Pbnsolve normally uses probing to make guesses, but there is some older code in it that uses a heuristic function (not an amazingly good one in version 1.07). Probing naturally involves more re-solving of similar problems, so I thought it would be interesting to see how the caching worked with a heuristic search algorithm as well. A "+" sign indicates a runtime longer than 30 minutes.

Pbnsolve 1.07 Run Times with and without Caching

puzzle	size	Probing				Heuristic
puzzle	size	No Caching	Caching	Hit Rate	Improvement	No Caching	Caching	Hit Rate	Improvement
pbnsolve command line flags:		-aLEP	-aLEHP			-aLEG	-aLEHG
#436: Petro*	40 x 35	0.12s	0.06s	88%	50%	2.2m	1.6m	86%	27%
#4645: M&M	50 x 70	0.10s	0.07s	90%	30%	0.14s	0.12s	70%	14%
#3541: Signed	60 x 50	0.04s	0.04s	72%	0%	2.0s	1.6s	74%	20%
#803: Light	50 x 45	0.95s	0.68s	98%	28%	+	+
#6574: Forever*	25 x 25	16.8m	8.0m	98%	52%	2.1s	1.4s	93%	33%
#2040: Hot	55 x 60	1.24s	0.56s	94%	54%	+	+
#6739: Karate	40 x 40	7.7s	3.2s	93%	58%	1.5m	47.2s	93%	48%
#8098: 9-Dom*	19 x 19	28.1s	20.3s	96%	28%	7.3m	5.7m	93%	22%
#2556: Flag	65 x 45	+	+			7.8s	5.2s	92%	33%
#2712: Lion	47 x 47	1.9m	44.9s	97%	61%	+	+

Note that the hit rates are very high. I would never have guessed that they would be as high as this. In solving the "Forever" puzzle with probing pbnsolve did 986 million line solves, of which 974 million were satisfied from the cache, even though 4 cache flushes were done.

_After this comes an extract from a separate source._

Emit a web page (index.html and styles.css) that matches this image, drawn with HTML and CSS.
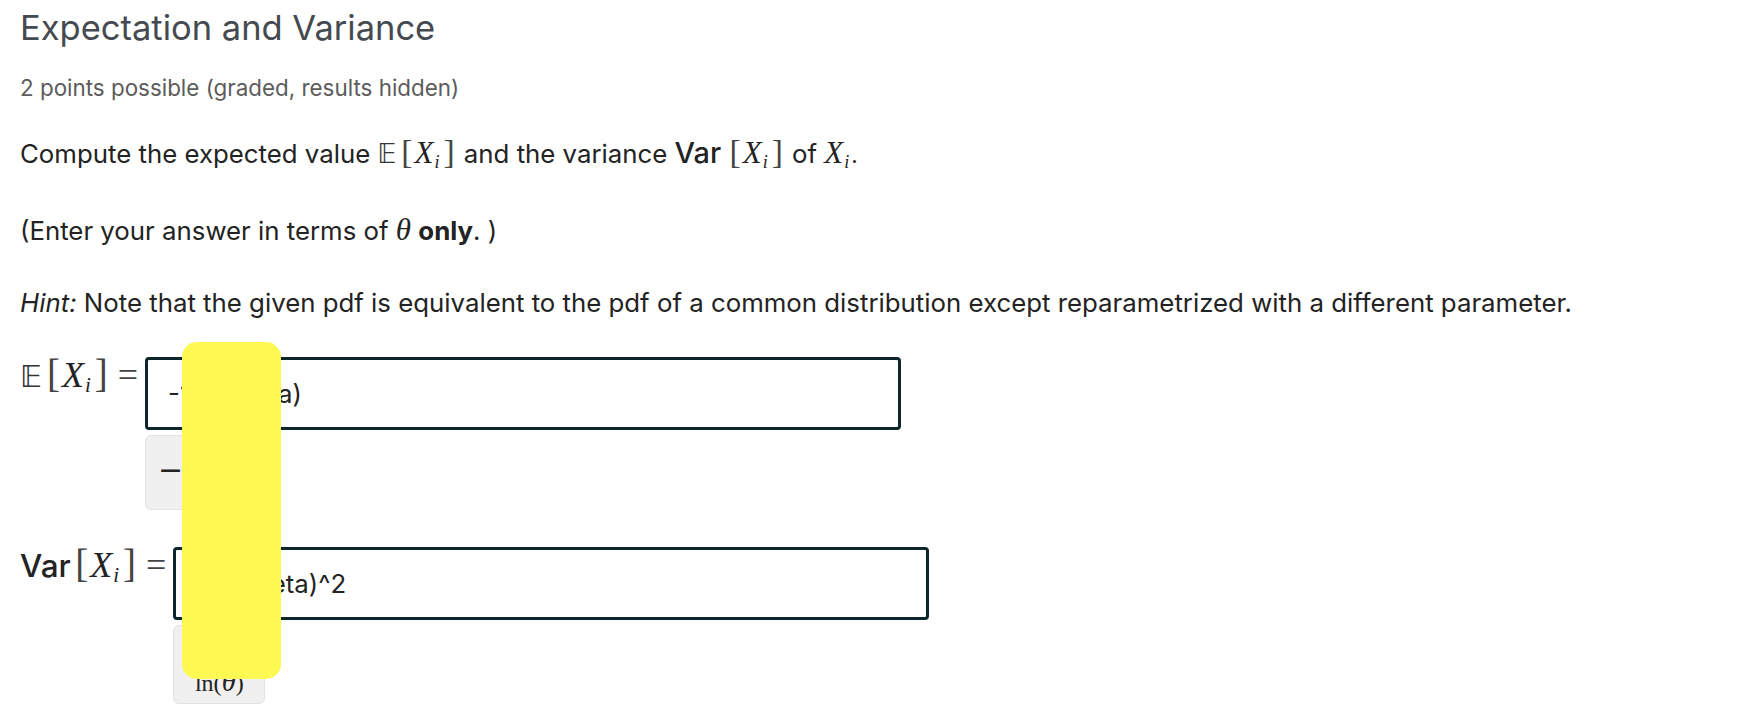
FILE: index.html
```html
<!DOCTYPE html>
<html lang="en">
<head>
    <meta charset="UTF-8">
    <title>Expectation and Variance</title>
    <link rel="stylesheet" href="styles.css">
</head>
<body>
    <div class="problem">
        <h2 class="problem-title">Expectation and Variance</h2>
        <div class="points">2 points possible (graded, results hidden)</div>

        <p>Compute the expected value <span class="math"><span class="bb">𝔼</span><span class="br">[</span><span class="mi">X</span><sub class="sub">i</sub><span class="br">]</span></span> and the variance <span class="math"><span class="var">Var</span> <span class="br">[</span><span class="mi">X</span><sub class="sub">i</sub><span class="br">]</span></span> of <span class="math"><span class="mi">X</span><sub class="sub">i</sub>.</span></p>

        <p>(Enter your answer in terms of <span class="mi">θ</span> <b>only</b>. )</p>

        <p><i>Hint:</i> Note that the given pdf is equivalent to the pdf of a common distribution except reparametrized with a different parameter.</p>

        <div class="answer">
            <span class="label math"><span class="bb">𝔼</span><span class="br">[</span><span class="mi">X</span><sub class="sub">i</sub><span class="br">]</span><span class="eq">=</span></span>
            <div class="field">
                <input class="entry" type="text" value="-1/ln(theta)">
                <div class="preview preview-short">
                    <span class="minus">−</span>
                    <span class="frac"><span class="num">1</span><span class="den">ln(<span class="mi">θ</span>)</span></span>
                </div>
            </div>
        </div>

        <div class="answer">
            <span class="label math"><span class="var">Var</span> <span class="br">[</span><span class="mi">X</span><sub class="sub">i</sub><span class="br">]</span><span class="eq">=</span></span>
            <div class="field">
                <input class="entry" type="text" value="1/ln(theta)^2">
                <div class="preview preview-tall">
                    <span class="frac"><span class="num">1</span><span class="den">ln(<span class="mi">θ</span>)</span></span>
                </div>
            </div>
        </div>
    </div>

    <div class="redact"></div>
</body>
</html>
```

FILE: styles.css
```css
body {
    margin: 0;
    padding: 0 20px;
    font-family: Inter, "Noto Sans", sans-serif;
    color: #232323;
    background-color: #fff;
}
.problem-title {
    margin: 0;
    padding-top: 8px;
    font-size: 34.5px;
    line-height: 40px;
    font-weight: 400;
    color: #454a50;
}
.points {
    margin-top: 26px;
    font-size: 22.4px;
    line-height: 27px;
    color: #5c5c5c;
}
p {
    margin: 0;
    font-size: 25.8px;
    line-height: 32px;
}
.points + p {
    margin-top: 37px;
}
p + p {
    margin-top: 44px;
}
p + p + p {
    margin-top: 40px;
}
.math {
    font-family: "Liberation Serif", "DejaVu Serif", serif;
}
.mi {
    font-family: "Liberation Serif", "DejaVu Serif", serif;
    font-style: italic;
    font-size: 1.2em;
    line-height: 0;
}
.sub {
    font-family: "Liberation Serif", serif;
    font-style: italic;
    font-size: 0.7em;
    line-height: 0;
    vertical-align: -0.25em;
    margin: 0 2px 0 1px;
}
.br {
    font-family: "Liberation Serif", serif;
    font-size: 1.3em;
    line-height: 0;
    color: #444;
    margin: 0 2px;
}
.bb {
    font-family: "DejaVu Sans", serif;
    color: #333;
    margin-right: 3px;
}
.var {
    font-family: Inter, sans-serif;
    font-weight: 500;
    font-size: 1.12em;
    line-height: 0;
}
.answer {
    display: flex;
    align-items: flex-start;
    margin-top: 38px;
}
.answer + .answer {
    margin-top: 37px;
}
.label {
    font-size: 30px;
    line-height: 40px;
    margin-right: 7px;
    white-space: nowrap;
}
.label .var {
    font-size: 1.05em;
    margin-right: -5px;
}
.eq {
    font-family: "Liberation Serif", serif;
    font-size: 1.2em;
    line-height: 0;
    color: #444;
    margin-left: 8px;
}
.field {
    display: flex;
    flex-direction: column;
    align-items: flex-start;
    gap: 5px;
}
.entry {
    width: 756px;
    height: 73px;
    box-sizing: border-box;
    border: 3px solid #0d262c;
    border-radius: 4px;
    padding: 0 20px;
    font-family: Inter, sans-serif;
    font-size: 25.8px;
    color: #232323;
    outline: none;
}
.preview {
    display: flex;
    align-items: center;
    gap: 6px;
    padding: 0 12px;
    background-color: #f0f0f0;
    border: 1px solid #e3e3e3;
    border-radius: 6px;
    box-sizing: border-box;
    font-family: "Liberation Serif", serif;
    font-size: 24px;
    color: #222;
}
.preview-short {
    width: 124px;
    height: 75px;
    padding-bottom: 6px;
}
.preview-tall {
    width: 92px;
    height: 79px;
    justify-content: center;
    align-items: flex-end;
    padding-bottom: 7px;
}
.minus {
    font-family: "DejaVu Serif", serif;
    font-size: 30px;
    margin-right: 2px;
}
.frac {
    display: inline-flex;
    flex-direction: column;
    align-items: center;
    line-height: 1.1;
}
.num {
    align-self: stretch;
    text-align: center;
    border-bottom: 1px solid #222;
}
.redact {
    position: absolute;
    left: 182px;
    top: 342px;
    width: 99px;
    height: 337px;
    background-color: #fef952;
    border-radius: 15px;
}
```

As expected, the hit rates are a bit lower when we do heuristic search rather than probing, but still pretty high.

We get substantial run time improvements even when the hit rates are modest, but the hit rate alone doesn't really predict how much improvement we get in run time. Pbnsolve's line solver is very highly optimized, and on some lines probably isn't that much slower than a hash lookup (especially with the overhead of compressing and uncompressing lines). If we are mostly hitting on lines that would have solved fast anyway, then the speedup isn't going to be so great.

Note that the speedups tend to be higher on larger puzzles, which have longer lines, and thus more expensive line solves. The 9-Dom puzzle might seem like a natural candidate for caching, because it has many duplicate clues, but the lines are short and the clues are simple, so caching doesn't save us as much. (This may be why it is one of the puzzles that gives the BGU solver the most trouble.)

So this is a very effective enhancement that is easy to implement within almost any solver.